At least since 2009, the circuit is economically deficient, and in the period 2009–2018, €50.5m of losses were generated. The economic survival of the circuit is only guaranteed by large volumes of public money, which both the Provincial Deputation of Barcelona and the Generalitat de Catalunya provide in the form of grants and rinsing of losses.
Given these poor results, some senior officials of the Generalitat de Catalunya have considered eliminating Formula One from this Circuit. Due to the irregularities detected in the last audit, the City Council of Barcelona decided to cancel the economic grant that the circuit received until now, which has aggravated its economic survival. Recently, some more irregularities have been detected, even by the Generalitat de Catalunya.

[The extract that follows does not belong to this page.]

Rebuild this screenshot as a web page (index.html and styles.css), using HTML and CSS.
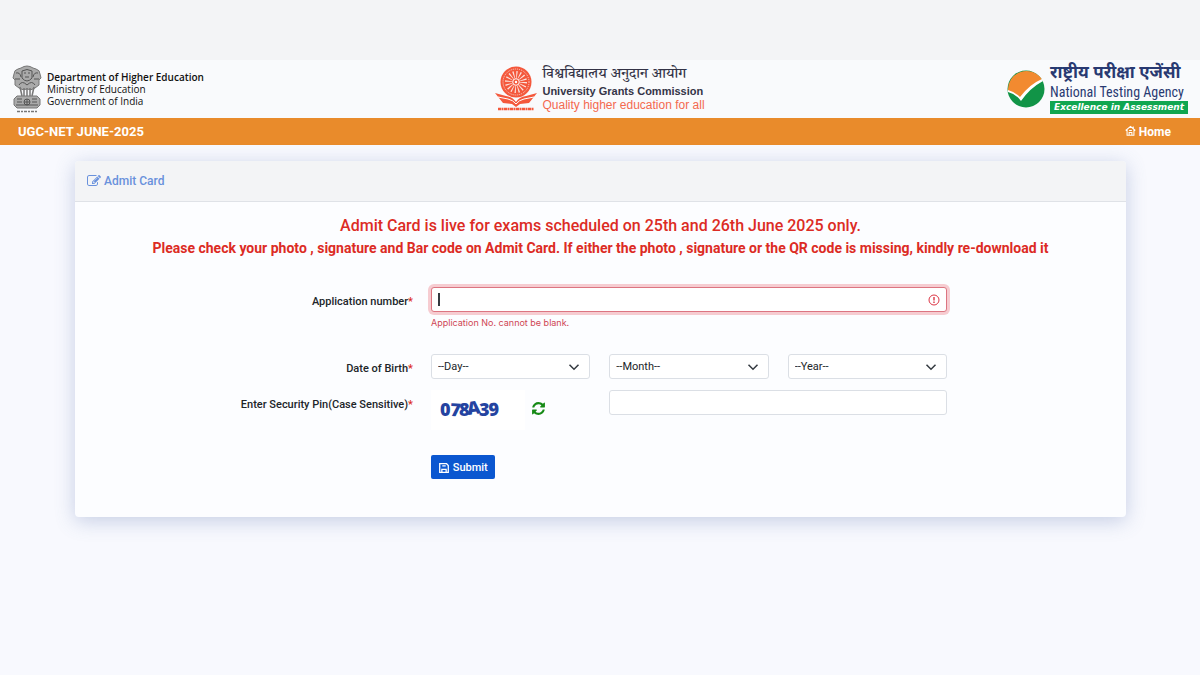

The circuit is located in an elevated area with respect to its environment, and without protective measures to minimize the noise pollution produced by cars, motorbikes and other vehicles. Therefore, it is a real source of acoustic disturbance, and the noise produced during many days of racing and testing during the year is noticeable for many kilometers around the circuit, especially in the adjacent municipalities, which is recognized by the Generalitat itself, the main owner of the Circuit.